4. He's Usually Given a Flattering Portrayal in Art
"He is powerfully built, of middle age, bearded and grasps the thunderbolt," Martin says. "He is of course also seen in animal form (a bull when he abducts Europa; a swan when he seduces Leda, for example). In poetry — which is the main form of literature until the fifth century B.C. E. — he is the object of continual praise, as in the Theogony by Hesiod, but also is depicted as quarrelling with his divine wife, Hera, and even being tricked and bested by her." That's the same Hera, by the way, that you know as Zeus's older sister. Awkward.
5. His Family Life Was Rough
Understanding Zeus in a domestic context is, for lack of a better word, messy. "It's complicated," Martin says. "His wife Hera is also his sister; by her he had the war god Ares; the childbirth goddess Eileithyia; and the goddess of eternal youth Hebe. Another goddess with whom Zeus once mated is also his sister — Demeter. Their daughter is Persephone. His brothers, with whom he divided the universe, are Poseidon, god of the sea and Hades, god of the underworld. Then he has a bunch of children by other women and goddesses: Athena by Metis, Artemis and Apollo by Leto, Dionysos by Semele. He is endlessly fecund. Let's not get into his twisted family history when it comes to father, Kronos, and grandfather, Ouranos."

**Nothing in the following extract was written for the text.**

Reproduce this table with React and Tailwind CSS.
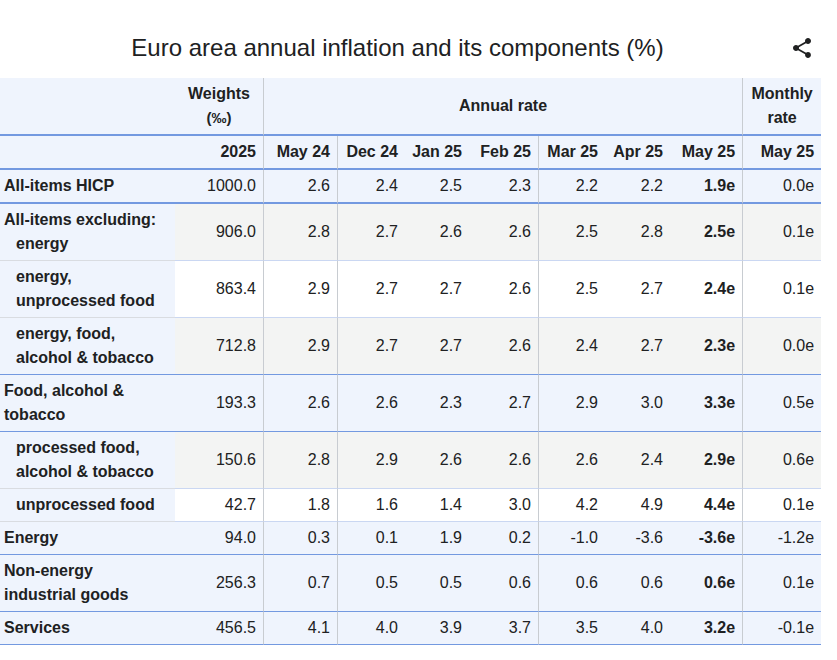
import React from 'react';

const rows = [
  { label: <>All-items HICP</>, kind: 'main', line: 'blue2', w: '1000.0', v: ['2.6', '2.4', '2.5', '2.3', '2.2', '2.2'], may: '1.9e', m: '0.0e' },
  { label: <>All-items excluding:<div className="pl-3">energy</div></>, kind: 'gray', line: 'light', w: '906.0', v: ['2.8', '2.7', '2.6', '2.6', '2.5', '2.8'], may: '2.5e', m: '0.1e' },
  { label: <div className="pl-3">energy,<br />unprocessed food</div>, kind: 'white', line: 'light', w: '863.4', v: ['2.9', '2.7', '2.7', '2.6', '2.5', '2.7'], may: '2.4e', m: '0.1e' },
  { label: <div className="pl-3">energy, food,<br />alcohol &amp; tobacco</div>, kind: 'gray', line: 'blue', w: '712.8', v: ['2.9', '2.7', '2.7', '2.6', '2.4', '2.7'], may: '2.3e', m: '0.0e' },
  { label: <>Food, alcohol &amp;<br />tobacco</>, kind: 'main', line: 'blue', w: '193.3', v: ['2.6', '2.6', '2.3', '2.7', '2.9', '3.0'], may: '3.3e', m: '0.5e' },
  { label: <div className="pl-3">processed food,<br />alcohol &amp; tobacco</div>, kind: 'gray', line: 'light', w: '150.6', v: ['2.8', '2.9', '2.6', '2.6', '2.6', '2.4'], may: '2.9e', m: '0.6e' },
  { label: <div className="pl-3">unprocessed food</div>, kind: 'white', line: 'light', w: '42.7', v: ['1.8', '1.6', '1.4', '3.0', '4.2', '4.9'], may: '4.4e', m: '0.1e' },
  { label: <>Energy</>, kind: 'main', line: 'blue', w: '94.0', v: ['0.3', '0.1', '1.9', '0.2', '-1.0', '-3.6'], may: '-3.6e', m: '-1.2e' },
  { label: <>Non-energy<br />industrial goods</>, kind: 'main', line: 'blue', w: '256.3', v: ['0.7', '0.5', '0.5', '0.6', '0.6', '0.6'], may: '0.6e', m: '0.1e' },
  { label: <>Services</>, kind: 'main', line: 'blue', w: '456.5', v: ['4.1', '4.0', '3.9', '3.7', '3.5', '4.0'], may: '3.2e', m: '-0.1e' },
];

const months = ['May 24', 'Dec 24', 'Jan 25', 'Feb 25', 'Mar 25', 'Apr 25', 'May 25'];
// columns that carry a vertical rule on their right edge
const ruled = [0, 3, 6];

const lineData = {
  blue2: 'border-b-2 border-b-[#7399e0]',
  blue: 'border-b border-b-[#7399e0]',
  light: 'border-b border-b-[#cad7f2]',
};
const lineLabel = {
  blue2: 'border-b-2 border-b-[#7399e0]',
  blue: 'border-b border-b-[#7399e0]',
  light: 'border-b border-b-[#d9dce1]',
};

const dataBg = { main: 'bg-[#eff4fd]', gray: 'bg-[#f3f4f3]', white: 'bg-white' };

const ShareIcon = () => (
  <svg width="24" height="24" viewBox="0 0 24 24" fill="#202122" className="mt-[36px]">
    <path d="M18 16.08c-.76 0-1.44.3-1.96.77L8.91 12.7c.05-.23.09-.46.09-.7s-.04-.47-.09-.7l7.05-4.11c.54.5 1.25.81 2.04.81 1.66 0 3-1.34 3-3s-1.34-3-3-3-3 1.34-3 3c0 .24.04.47.09.7L8.04 9.81C7.5 9.31 6.79 9 6 9c-1.66 0-3 1.34-3 3s1.34 3 3 3c.79 0 1.5-.31 2.04-.81l7.12 4.16c-.05.21-.08.43-.08.65 0 1.61 1.31 2.92 2.92 2.92 1.61 0 2.92-1.31 2.92-2.92s-1.31-2.92-2.92-2.92z" />
  </svg>
);

const App = () => {
  return (
    <div className="w-[837px] h-[660px] bg-white text-[#202122] font-['Liberation_Sans',Arial,sans-serif] overflow-hidden">
      <div className="h-[78px] flex items-start pr-[23px]">
        <h1 className="flex-1 text-center text-[24px] leading-[30px] pl-[5px] mt-[33px]">
          Euro area annual inflation and its components (%)
        </h1>
        <ShareIcon />
      </div>

      <table className="w-[821px] table-fixed border-separate border-spacing-0 text-[16px] leading-6">
        <colgroup>
          <col className="w-[175px]" />
          <col className="w-[89px]" />
          <col className="w-[74px]" />
          <col className="w-[67px]" />
          <col className="w-[64px]" />
          <col className="w-[70px]" />
          <col className="w-[66px]" />
          <col className="w-[65px]" />
          <col className="w-[73px]" />
          <col className="w-[78px]" />
        </colgroup>
        <thead>
          <tr className="bg-[#eff4fd]">
            <th className="py-1 border-b-2 border-b-[#7399e0]"></th>
            <th className="py-1 font-bold text-center border-b-2 border-b-[#7399e0] border-r border-r-[#c8ccd1]">
              Weights<br /><span className="text-[15px]">(‰)</span>
            </th>
            <th colSpan={7} className="py-1 font-bold text-center border-b-2 border-b-[#7399e0] border-r border-r-[#c8ccd1]">
              Annual rate
            </th>
            <th className="py-1 font-bold text-center border-b-2 border-b-[#7399e0]">
              Monthly<br />rate
            </th>
          </tr>
          <tr className="bg-[#eff4fd]">
            <th className="py-1 border-b-2 border-b-[#7399e0]"></th>
            <th className="py-1 pr-[7px] text-right font-bold border-b-2 border-b-[#7399e0] border-r border-r-[#c8ccd1]">2025</th>
            {months.map((mo, i) => (
              <th
                key={mo}
                className={`py-1 pr-[7px] text-right font-bold whitespace-nowrap border-b-2 border-b-[#7399e0] ${ruled.includes(i) ? 'border-r border-r-[#c8ccd1]' : ''}`}
              >
                {mo}
              </th>
            ))}
            <th className="py-1 pr-[7px] text-right font-bold whitespace-nowrap border-b-2 border-b-[#7399e0]">May 25</th>
          </tr>
        </thead>
        <tbody>
          {rows.map((r, idx) => {
            const cell = `py-1 pr-[7px] text-right align-middle whitespace-nowrap ${dataBg[r.kind]} ${lineData[r.line]}`;
            return (
              <tr key={idx}>
                <td className={`py-1 pl-1 font-bold align-middle bg-[#eff4fd] ${lineLabel[r.line]}`}>{r.label}</td>
                <td className={`${cell} border-r border-r-[#c8ccd1]`}>{r.w}</td>
                {r.v.map((x, i) => (
                  <td key={i} className={`${cell} ${ruled.includes(i) ? 'border-r border-r-[#c8ccd1]' : ''}`}>{x}</td>
                ))}
                <td className={`${cell} font-bold border-r border-r-[#c8ccd1]`}>{r.may}</td>
                <td className={cell}>{r.m}</td>
              </tr>
            );
          })}
        </tbody>
      </table>
    </div>
  );
};

export default App;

6. His Roman Counterpart Is Similar but Unique
"Jupiter is just a Latin word that is directly related to the Greek 'Zeu -pater,' which meant 'Zeus the father,' Martin says. "'Ju-piter' is actually a compound word, like 'Zeus-father.' In most ways, the myths of Jupiter that one reads in Roman literature are derived from Greek — so there is not much difference. In actual religious worship and rituals, however, Jupiter was much more central to the Roman state than Zeus was to, say, Athens, where he was a bit marginalized by Athena, patron goddess of the city."
7. His Biggest Downfall May Have Been His Libido
"His tendency to chase and mate with females, indiscriminately, got him into trouble a number of times," Martin says. "It's a flaw from the mortal point of view, but gods being gods just do whatever they want and usually don't suffer. Greeks were clever enough to see that, if you transposed the habits of gods onto a human plane, they looked monstrous or comical or both. They never hesitated while making drama or other poems to make fun even of Zeus."